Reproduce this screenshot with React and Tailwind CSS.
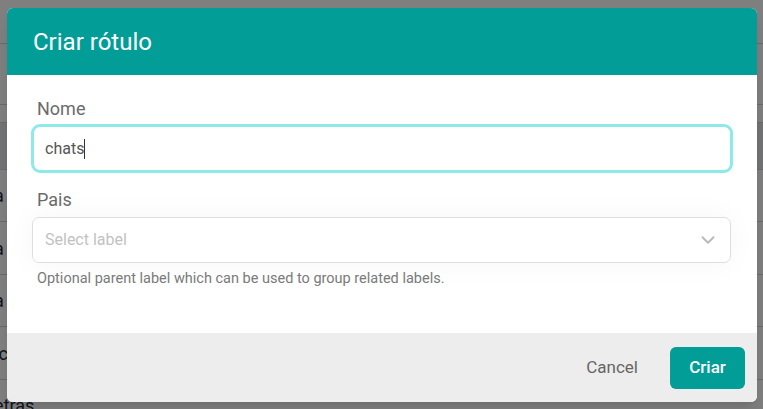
import { ChevronDown } from "lucide-react";

const rows = [
  { h: "h-[44px]", text: "", dark: false },
  { h: "h-[61px]", text: "", dark: false },
  { h: "h-[18px]", text: "", dark: false },
  { h: "h-[47px]", text: "", dark: true },
  { h: "h-[52px]", text: "a", dark: false },
  { h: "h-[53px]", text: "a", dark: false },
  { h: "h-[52px]", text: "a", dark: false },
  { h: "h-[53px]", text: "ic", dark: false },
  { h: "h-[40px]", text: "etras", dark: false },
];

export default function App() {
  return (
    <div className="relative w-[763px] h-[409px] overflow-hidden bg-white font-['Roboto',sans-serif]">
      {/* page behind the dialog */}
      <div className="flex flex-col">
        {rows.map((r, i) => (
          <div
            key={i}
            className={`${r.h} flex border-b border-gray-300 text-[18px] text-gray-800 ${
              r.dark ? "bg-gray-200" : ""
            } ${i === rows.length - 1 ? "items-start pt-[12px]" : "items-center"}`}
          >
            <span className="-ml-[6px]">{r.text}</span>
          </div>
        ))}
      </div>

      {/* overlay */}
      <div className="absolute inset-0 bg-black/50">
        <div className="ml-[7px] mt-[8px] w-[750px] h-[394px] rounded-md overflow-hidden bg-white flex flex-col shadow-lg">
          <div className="h-[67px] bg-[#019d96] flex items-center px-[26px]">
            <h2 className="text-[24px] text-white font-normal">Criar rótulo</h2>
          </div>

          <div className="flex-1 flex flex-col px-[24px] pt-[22px]">
            <label className="ml-[6px] text-[18px] text-[#6b6b6b] leading-[24px]">Nome</label>
            <div className="mt-[3px] h-[49px] rounded-[9px] border-[3px] border-[#8ee9e9] bg-white flex items-center px-[11px]">
              <span className="text-[16px] text-[#555]">chats</span>
              <span className="w-px h-[20px] bg-[#333]"></span>
            </div>

            <label className="ml-[6px] mt-[15px] text-[18px] text-[#6b6b6b] leading-[24px]">Pais</label>
            <div className="mt-[5px] ml-[1px] mr-[2px] h-[46px] rounded-[7px] border border-[#dedede] bg-white flex items-center justify-between pl-[12px] pr-[11px] shadow-[0_0_30px_rgba(0,0,0,0.04)]">
              <span className="text-[16px] text-[#c2c2c2]">Select label</span>
              <ChevronDown className="w-[22px] h-[22px] text-[#b8b8b8]" strokeWidth={2} />
            </div>
            <p className="ml-[6px] mt-[7px] text-[14.5px] leading-[18px] text-[#7a7a7a]">
              Optional parent label which can be used to group related labels.
            </p>
          </div>

          <div className="h-[69px] bg-[#ededed] flex items-center justify-end gap-[32px] pr-[12px]">
            <button className="text-[17px] text-[#666]">Cancel</button>
            <button className="h-[42px] w-[75px] rounded-[6px] bg-[#019d96] text-white text-[17px] font-medium">
              Criar
            </button>
          </div>
        </div>
      </div>
    </div>
  );
}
◆ ◆ ◆ ◆ ◆
- **Given exercise**
Reproduce the data verbatim. Do not carry any picture into the copy.

- **Result below**
Reproduce this screenshot with React and Tailwind CSS.
import { ChevronDown } from "lucide-react";

const rows = [
  { h: "h-[44px]", text: "", dark: false },
  { h: "h-[61px]", text: "", dark: false },
  { h: "h-[18px]", text: "", dark: false },
  { h: "h-[47px]", text: "", dark: true },
  { h: "h-[52px]", text: "a", dark: false },
  { h: "h-[53px]", text: "a", dark: false },
  { h: "h-[52px]", text: "a", dark: false },
  { h: "h-[53px]", text: "ic", dark: false },
  { h: "h-[40px]", text: "etras", dark: false },
];

export default function App() {
  return (
    <div className="relative w-[763px] h-[409px] overflow-hidden bg-white font-['Roboto',sans-serif]">
      {/* page behind the dialog */}
      <div className="flex flex-col">
        {rows.map((r, i) => (
          <div
            key={i}
            className={`${r.h} flex border-b border-gray-300 text-[18px] text-gray-800 ${
              r.dark ? "bg-gray-200" : ""
            } ${i === rows.length - 1 ? "items-start pt-[12px]" : "items-center"}`}
          >
            <span className="-ml-[6px]">{r.text}</span>
          </div>
        ))}
      </div>

      {/* overlay */}
      <div className="absolute inset-0 bg-black/50">
        <div className="ml-[7px] mt-[8px] w-[750px] h-[394px] rounded-md overflow-hidden bg-white flex flex-col shadow-lg">
          <div className="h-[67px] bg-[#019d96] flex items-center px-[26px]">
            <h2 className="text-[24px] text-white font-normal">Criar rótulo</h2>
          </div>

          <div className="flex-1 flex flex-col px-[24px] pt-[22px]">
            <label className="ml-[6px] text-[18px] text-[#6b6b6b] leading-[24px]">Nome</label>
            <div className="mt-[3px] h-[49px] rounded-[9px] border-[3px] border-[#8ee9e9] bg-white flex items-center px-[11px]">
              <span className="text-[16px] text-[#555]">chats</span>
              <span className="w-px h-[20px] bg-[#333]"></span>
            </div>

            <label className="ml-[6px] mt-[15px] text-[18px] text-[#6b6b6b] leading-[24px]">Pais</label>
            <div className="mt-[5px] ml-[1px] mr-[2px] h-[46px] rounded-[7px] border border-[#dedede] bg-white flex items-center justify-between pl-[12px] pr-[11px] shadow-[0_0_30px_rgba(0,0,0,0.04)]">
              <span className="text-[16px] text-[#c2c2c2]">Select label</span>
              <ChevronDown className="w-[22px] h-[22px] text-[#b8b8b8]" strokeWidth={2} />
            </div>
            <p className="ml-[6px] mt-[7px] text-[14.5px] leading-[18px] text-[#7a7a7a]">
              Optional parent label which can be used to group related labels.
            </p>
          </div>

          <div className="h-[69px] bg-[#ededed] flex items-center justify-end gap-[32px] pr-[12px]">
            <button className="text-[17px] text-[#666]">Cancel</button>
            <button className="h-[42px] w-[75px] rounded-[6px] bg-[#019d96] text-white text-[17px] font-medium">
              Criar
            </button>
          </div>
        </div>
      </div>
    </div>
  );
}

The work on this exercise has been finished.